Выбрать главу

Вопреки известному изречению, что колесо истории никогда не вертит­ся вспять, нельзя всё же не видеть, что в лице большевиков оно весьма зна­чительно подалось обратно.

Мужики пашут сохами, кустарный промысел процветает лучше фабрич­ной промышленности, торговля даже в самом «Внешторге» вернулась к ста­рому принципу — «не надуешь, не продашь», газеты выходят только офи­циозные, наука свертывается, так как досуг и удивление, из которых она в свое время родилась в древней Греции, запрещены: досуг — как привилегия буржуазии, удивление — как недопустимое в революционную эпоху праздномыслие.

В этом печальном положении у нас есть только одно утешение, на взгляд большинства не стоящее, вероятно, ни гроша, на мой взгляд стоящее, быть может, больше проигранного нами участия в Версале.

Подари нам Версаль Константинополь, мы, вероятно, впали бы в со­блазн считать Константинополь оправданием всех грехов войны и оказались бы так же неспособны, как неспособна победоносная Европа, почувствовать Верховный смысл войны — взрыв всех смыслов, взлет истории над самою собою.

Наша внешняя неудача может быть нами ещё превращена во внутрен­нюю удачу. Для этого необходимо только одно — ощутить в пронесшейся над нами грозе и буре откровение Вечности.

Я утверждаю, что за последнее столетие европейской истории это чувст­во никогда и нигде не было столь простым, домашним и привычным чувст­вом, как в до-нэповской большевицкой России; но, конечно, не в сердцах большевиков, а в сердце России. В эти годы страшного суда отошло от Рос­сии всё случайное, суетное и праздное. Всякий час, всякий взор, всякий жест наполнились нуждою и первозданным значением.

Все людские отношения, все верования и убеждения подверглись пос­леднему испытанию, которого ничто внешнее не выдержало. Прекратилось обманчивое свечение всяких душевных гнилушек, зато новым светом засве­тились благородные металлы духа.

Полная неуверенность в завтрашнем дне придавала в те дни всему тону и духу жизни суровую строгость. И в этой строгости давно обессмысленные нашей привычкой к ним вещи снова приобретали свой вечный вес и смысл. Ломоть черного хлеба, который вся Россия ела, как просфору, чтобы крош­ки зря не уронить, стал снова для всех жизнью; кровом стала квартира, одеждою — талет и очагом — печка, около которой постоянно торчали  голод и холод.

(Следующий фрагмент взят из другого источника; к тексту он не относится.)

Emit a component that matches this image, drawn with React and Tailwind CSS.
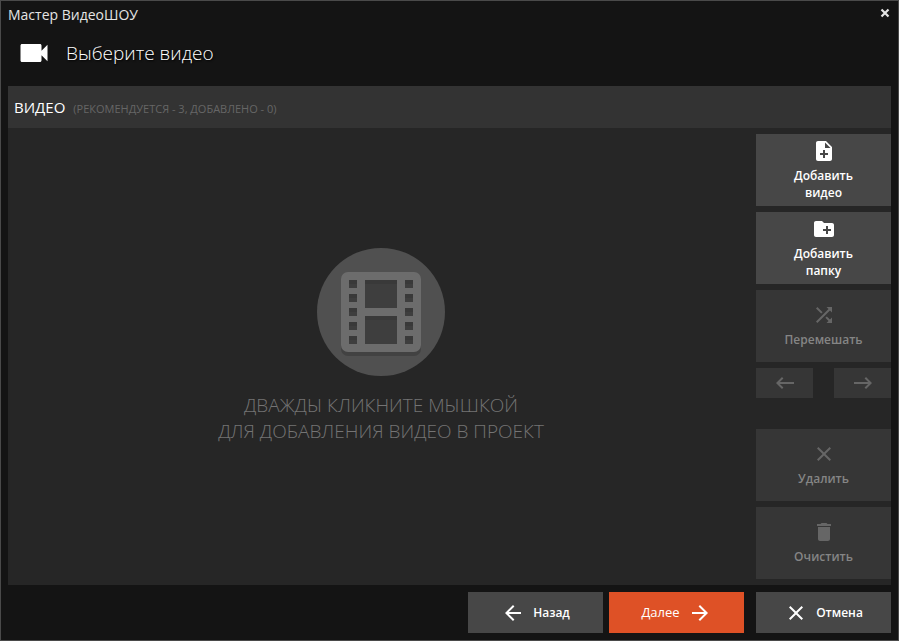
// App.jsx
// Video show wizard: header, drop area with side toolbar, navigation footer.
import React from 'react';
import clsx from 'clsx';

const ICONS = {
  videocam: 'M17 10.5V7c0-.55-.45-1-1-1H4c-.55 0-1 .45-1 1v10c0 .55.45 1 1 1h12c.55 0 1-.45 1-1v-3.5l4 4v-11l-4 4z',
  filePlus: 'M14 2H6c-1.11 0-2 .89-2 2v16c0 1.11.89 2 2 2h12c1.11 0 2-.89 2-2V8l-6-6zM13 9V3.5L18.5 9H13zM11 11h2v3h3v2h-3v3h-2v-3H8v-2h3v-3z',
  folderPlus: 'M10 4H4c-1.11 0-2 .89-2 2v12c0 1.11.89 2 2 2h16c1.11 0 2-.89 2-2V8c0-1.11-.9-2-2-2h-8l-2-2zM14 9h2v3h3v2h-3v3h-2v-3h-3v-2h3V9z',
  shuffle: 'M10.59 9.17L5.41 4 4 5.41l5.17 5.17 1.42-1.41zM14.5 4l2.04 2.04L4 18.59 5.41 20 17.96 7.46 20 9.5V4h-5.5zm.33 9.41l-1.41 1.41 3.13 3.13L14.5 20H20v-5.5l-2.04 2.04-3.13-3.13z',
  moveLeft: 'M21 11H6.83l3.58-3.59L9 6l-6 6 6 6 1.41-1.41L6.83 13H21z',
  moveRight: 'M3 11h14.17l-3.58-3.59L15 6l6 6-6 6-1.41-1.41L17.17 13H3z',
  close: 'M19 6.41L17.59 5 12 10.59 6.41 5 5 6.41 10.59 12 5 17.59 6.41 19 12 13.41 17.59 19 19 17.59 13.41 12z',
  trash: 'M6 19c0 1.1.9 2 2 2h8c1.1 0 2-.9 2-2V7H6v12zM19 4h-3.5l-1-1h-5l-1 1H5v2h14V4z',
  back: 'M20 11H7.83l5.59-5.59L12 4l-8 8 8 8 1.41-1.41L7.83 13H20v-2z',
  forward: 'M12 4l-1.41 1.41L16.17 11H4v2h12.17l-5.58 5.59L12 20l8-8z',
};

function Icon({ name, className = 'size-6' }) {
  return (
    <svg viewBox="0 0 24 24" fill="currentColor" fillRule="evenodd" aria-hidden="true" className={clsx('shrink-0', className)}>
      <path d={ICONS[name]} />
    </svg>
  );
}

const HOLES = [32, 46, 60, 74, 88];

function FilmBadge() {
  return (
    <svg viewBox="0 0 128 128" className="size-32" aria-hidden="true">
      <circle cx="64" cy="64" r="64" fill="#505050" />
      <rect x="24" y="28" width="80" height="80" rx="7" fill="#424242" />
      <rect x="24" y="24" width="80" height="80" rx="7" fill="#6c6c6c" />
      {[32, 88].map((x) =>
        HOLES.map((y) => (
          <g key={`${x}-${y}`}>
            <rect x={x} y={y} width="8" height="8" fill="#3e3e3e" />
            <rect x={x} y={y} width="8" height="4" fill="#393939" />
          </g>
        ))
      )}
      {[32, 68].map((y) => (
        <g key={y}>
          <rect x="48" y={y} width="32" height="28" fill="#3e3e3e" />
          <rect x="48" y={y} width="32" height="4" fill="#393939" />
        </g>
      ))}
    </svg>
  );
}

function ToolButton({ icon, children, disabled }) {
  return (
    <button
      type="button"
      disabled={disabled}
      className={clsx(
        'flex h-18 w-full flex-col items-center justify-center gap-1 px-8 text-[12px] leading-[17px] font-semibold',
        disabled ? 'bg-[#363636] pb-px text-[#858585]' : 'bg-[#474747] text-white hover:bg-[#525252]'
      )}
    >
      <Icon name={icon} className={clsx('size-6', disabled && 'text-[#666666]')} />
      <span className="flex justify-center">{children}</span>
    </button>
  );
}

function MoveButton({ icon, label }) {
  return (
    <button type="button" disabled aria-label={label} className="flex h-[30px] w-[57px] items-center justify-center bg-[#363636] text-[#666666]">
      <Icon name={icon} />
    </button>
  );
}

function NavButton({ className, children }) {
  return (
    <button type="button" className={clsx('flex h-[41px] w-[135px] items-center justify-center gap-2 text-white', className)}>
      {children}
    </button>
  );
}

export default function App() {
  return (
    <div className="flex min-h-screen flex-col border border-[#4a4a4a] bg-[#141414] px-[7px] pb-[7px] font-['Open_Sans','Noto_Sans',sans-serif] text-white">
      {/* Title bar */}
      <div className="flex h-[27px] items-center justify-between">
        <span className="text-sm text-[#e4e4e4]">Мастер ВидеоШОУ</span>
        <button type="button" aria-label="Закрыть" className="-mt-1 text-[#e4e4e4]">
          <svg viewBox="0 0 12 12" className="size-3" aria-hidden="true">
            <path d="M2.5 2.5l7 7M9.5 2.5l-7 7" stroke="currentColor" strokeWidth="2.2" />
          </svg>
        </button>
      </div>

      {/* Step heading */}
      <header className="flex h-[58px] items-start gap-[14px] pl-2 pt-[7px]">
        <Icon name="videocam" className="size-9" />
        <h1 className="text-[19px] leading-9 font-light [text-shadow:1px_1px_2px_#000]">Выберите видео</h1>
      </header>

      <main className="flex flex-1 flex-col bg-[#262626]">
        <div className="flex h-[42px] items-center gap-2 bg-[#333333] px-1.5">
          <h2 className="text-[15px]">ВИДЕО</h2>
          <p className="pt-1 text-[11px] font-medium text-[#666666]">(РЕКОМЕНДУЕТСЯ - 3, ДОБАВЛЕНО - 0)</p>
        </div>

        <div className="flex flex-1 gap-0.5">
          <section className="flex flex-1 flex-col items-center justify-center gap-4 pb-[22px]">
            <FilmBadge />
            <p className="text-center text-[19px] leading-[26px] font-light text-[#747474]">
              ДВАЖДЫ КЛИКНИТЕ МЫШКОЙ
              <br />
              ДЛЯ ДОБАВЛЕНИЯ ВИДЕО В ПРОЕКТ
            </p>
          </section>

          {/* Clip toolbar */}
          <aside className="flex w-[135px] flex-col gap-1.5 py-1.5">
            <ToolButton icon="filePlus">Добавить видео</ToolButton>
            <ToolButton icon="folderPlus">Добавить папку</ToolButton>
            <ToolButton icon="shuffle" disabled>Перемешать</ToolButton>
            <div className="flex justify-between">
              <MoveButton icon="moveLeft" label="Переместить влево" />
              <MoveButton icon="moveRight" label="Переместить вправо" />
            </div>
            <div className="mt-auto flex flex-col gap-1.5">
              <ToolButton icon="close" disabled>Удалить</ToolButton>
              <ToolButton icon="trash" disabled>Очистить</ToolButton>
            </div>
          </aside>
        </div>
      </main>

      <footer className="flex justify-end pt-[7px]">
        <NavButton className="mr-1.5 bg-[#474747] text-[12px] font-semibold hover:bg-[#525252]">
          <Icon name="back" />
          Назад
        </NavButton>
        <NavButton className="mr-3 bg-[#de5126] text-[13px] font-medium hover:bg-[#e8602f]">
          Далее
          <Icon name="forward" />
        </NavButton>
        <NavButton className="bg-[#474747] text-[12px] font-semibold hover:bg-[#525252]">
          <Icon name="close" />
          Отмена
        </NavButton>
      </footer>
    </div>
  );
}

Но это вскрытие корней всех явлений шло и еще глубже. В страшные первые годы большевицкого царствия мы не только поняли, что есть хлеб, кров, одежда, но также и то, что есть любовь, дружба и верность; государство, семья. Поняли, кто поэт, кто учёный, кто герой, кто трус, кто настоящий русский человек, кто на Руси прохожий.

Всё встало и определилось в своём подлинном удельном весе.

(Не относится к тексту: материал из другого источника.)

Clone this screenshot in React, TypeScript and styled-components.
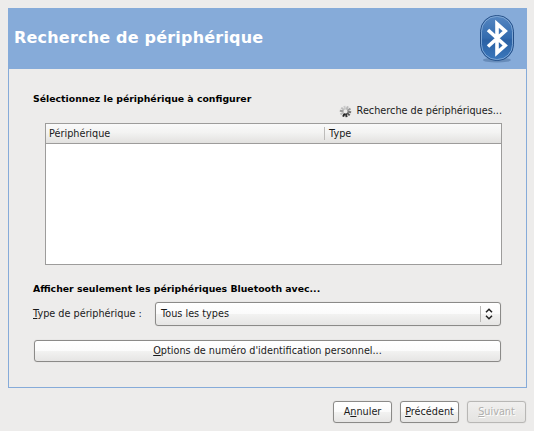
import React from "react";
import styled, { createGlobalStyle } from "styled-components";

const GlobalStyle = createGlobalStyle`
  * { box-sizing: border-box; }
  html, body { margin: 0; background: #edeceb; }
  body { font: 9.7px/12px "DejaVu Sans", sans-serif; color: #1a1a1a; overflow: hidden; }
`;

const Window = styled.div`
  width: 534px;
  height: 431px;
  padding: 8px 7px 0 8px;
  background: #edeceb;
`;

const Panel = styled.main`
  height: 380px;
  border: 1px solid #86abd9;
  display: flex;
  flex-direction: column;
`;

const Header = styled.header`
  height: 60px;
  flex: none;
  display: flex;
  align-items: center;
  justify-content: space-between;
  padding: 0 11px 2px 5px;
  background: #86abd9;
`;

const Title = styled.h1`
  margin: 0;
  font-size: 16px;
  line-height: 20px;
  font-weight: bold;
  letter-spacing: 0.2px;
  color: #fff;
  white-space: nowrap;
`;

const Content = styled.div`
  padding: 24px 24px 0;
  display: flex;
  flex-direction: column;
`;

const SectionTitle = styled.h2`
  margin: 0;
  font-size: 9.33px;
  line-height: 12px;
  font-weight: bold;
  color: #000;
  white-space: nowrap;
`;

const Status = styled.div`
  height: 12px;
  display: flex;
  justify-content: flex-end;
  align-items: center;
  gap: 5px;
  white-space: nowrap;
`;

const Table = styled.div`
  height: 142px;
  margin: 6px 0 0 12px;
  border: 1px solid #9d9c9b;
  background: #fff;
`;

const TableHead = styled.div`
  height: 20px;
  display: grid;
  grid-template-columns: 278px 1fr;
  align-items: center;
  border-bottom: 1px solid #9d9c9b;
  background: linear-gradient(#fafafa, #f3f3f2 45%, #e2e1df);
`;

const HeadCell = styled.div<{ $divided?: boolean }>`
  height: 13px;
  line-height: 13px;
  padding-left: ${(p) => (p.$divided ? 4 : 3)}px;
  border-left: ${(p) => (p.$divided ? "1px solid #bdbcba" : "none")};
`;

const FilterTitle = styled(SectionTitle)`
  margin-top: 18px;
`;

const FilterRow = styled.div`
  display: flex;
  align-items: center;
  height: 24px;
  margin-top: 7px;
  padding-right: 1px;
`;

const Label = styled.label`
  width: 122px;
  flex: none;
  white-space: nowrap;
`;

const Key = styled.span`
  text-decoration: underline;
  text-decoration-thickness: 1px;
  text-underline-offset: 1px;
  text-decoration-skip-ink: none;
`;

const Button = styled.button<{ $width?: number }>`
  width: ${(p) => (p.$width ? `${p.$width}px` : "auto")};
  height: 22px;
  padding: 0;
  border: 1px solid #8b8a88;
  border-radius: 3px;
  background: linear-gradient(#fff, #fbfbfb 50%, #f2f2f1 52%, #e6e5e4);
  box-shadow: 0 0 1px rgba(0, 0, 0, 0.22);
  font: inherit;
  color: #1a1a1a;
  white-space: nowrap;

  &:disabled {
    border-color: #b8b7b5;
    background: linear-gradient(#f0efee, #e4e3e1);
    color: #b0afad;
    text-shadow: 1px 1px 0 #fff;
  }
`;

const Combo = styled(Button)`
  flex: 1;
  height: 24px;
  display: flex;
  align-items: center;
  justify-content: space-between;
  padding: 0 7px 0 5px;
`;

const Arrows = styled.span`
  height: 16px;
  padding-left: 4px;
  display: flex;
  align-items: center;
  border-left: 1px solid #b9b8b6;
`;

const PinButton = styled(Button)`
  margin: 14px 1px 0;
`;

const Actions = styled.footer`
  display: flex;
  justify-content: flex-end;
  gap: 8px;
  padding: 13px 1px 0 0;
`;

const BluetoothLogo = () => (
  <svg width="36" height="50" viewBox="0 0 36 50">
    <defs>
      <linearGradient id="badge" x1="0" y1="0" x2="0" y2="1">
        <stop offset="0" stopColor="#5687c2" />
        <stop offset=".5" stopColor="#336bae" />
        <stop offset=".55" stopColor="#2b61a4" />
        <stop offset="1" stopColor="#3c79bd" />
      </linearGradient>
    </defs>
    <ellipse cx="18" cy="47" rx="14" ry="2.5" fill="#4d719e" opacity=".55" />
    <rect x="1.5" y="2.5" width="33" height="45" rx="16" fill="url(#badge)" stroke="#254f87" />
    <rect x="2.5" y="3.5" width="31" height="43" rx="15" fill="none" stroke="#83aad7" strokeWidth=".9" />
    <path d="M9 17 26.2 32.5 18 39.8V10.8L26.2 18 9 33.5" fill="none" stroke="#fff" strokeWidth="3.6" />
  </svg>
);

const spokes = ["#242424", "#343434", "#555", "#777", "#999", "#b8b8b8", "#cacaca", "#bdbdbd", "#999", "#bbb"];

const Spinner = () => (
  <svg width="13" height="13" viewBox="0 0 13 13">
    {spokes.map((color, i) => (
      <path
        key={color + i}
        d="M6.5 8.5V12.2"
        stroke={color}
        strokeWidth="2"
        transform={`rotate(${25 - i * 36} 6.5 6.5)`}
      />
    ))}
  </svg>
);

export default function App() {
  return (
    <>
      <GlobalStyle />
      <Window>
        <Panel>
          <Header>
            <Title>Recherche de périphérique</Title>
            <BluetoothLogo />
          </Header>
          <Content>
            <SectionTitle>Sélectionnez le périphérique à configurer</SectionTitle>
            <Status>
              <Spinner />
              <span>Recherche de périphériques...</span>
            </Status>
            <Table>
              <TableHead>
                <HeadCell>Périphérique</HeadCell>
                <HeadCell $divided>Type</HeadCell>
              </TableHead>
            </Table>
            <FilterTitle>Afficher seulement les périphériques Bluetooth avec...</FilterTitle>
            <FilterRow>
              <Label><Key>T</Key>ype de périphérique :</Label>
              <Combo>
                <span>Tous les types</span>
                <Arrows>
                  <svg width="8" height="12" viewBox="0 0 8 12" fill="none" stroke="#222" strokeWidth="1.5">
                    <path d="M1 4.3 4 1.3 7 4.3M1 7.7 4 10.7 7 7.7" />
                  </svg>
                </Arrows>
              </Combo>
            </FilterRow>
            <PinButton><Key>O</Key>ptions de numéro d'identification personnel...</PinButton>
          </Content>
        </Panel>
        <Actions>
          <Button $width={59}>A<Key>n</Key>nuler</Button>
          <Button $width={59}><Key>P</Key>récédent</Button>
          <Button $width={59} disabled><Key>S</Key>uivant</Button>
        </Actions>
      </Window>
    </>
  );
}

С невероятной быстротой исчезли все фиктивные перегородки жизни, и тысячи тысяч судеб сразу же вышли из предназначенных им рождением и воспитанием норм. Словно кто внезапно рванул все двери классовых, со­словных и профессиональных убежищ, выгнав наши души в бескрайние просторы чего-то исконно и первично человеческого.

Каждый перестал быть тем, чем был, и каждый сразу мог стать всем.

На каждом перекрестке стояла судьба, каждый поворот жизни был вы­бором между верностъю и предательством, между честью и подлостью. Во внешне до убожества упрощённой жизни на каждом шагу свершались нрав­ственно бесконечно сложные процессы. Обессмыслились все впрок заготов­ленные точки зрения, жизнь требовала живых пытливых глаз. Смешались все времена и сроки, переслоились эпохи, река времен вспять потекла. Отсталая деревня внезапно оказалась во главе жизни. Город и фабрика начали жаться к ней и проситъ у неё милостыни: насущного хлеба и насущных ус­тоев; как это ни странно, но деревня не только хозяйственно, но и культурно оказалась сильнее города, сохранив и под диктатурой пролетариата те ста­рые формы бытового своего обихода, которые так легко уступили больше­викам цивилизованные столицы.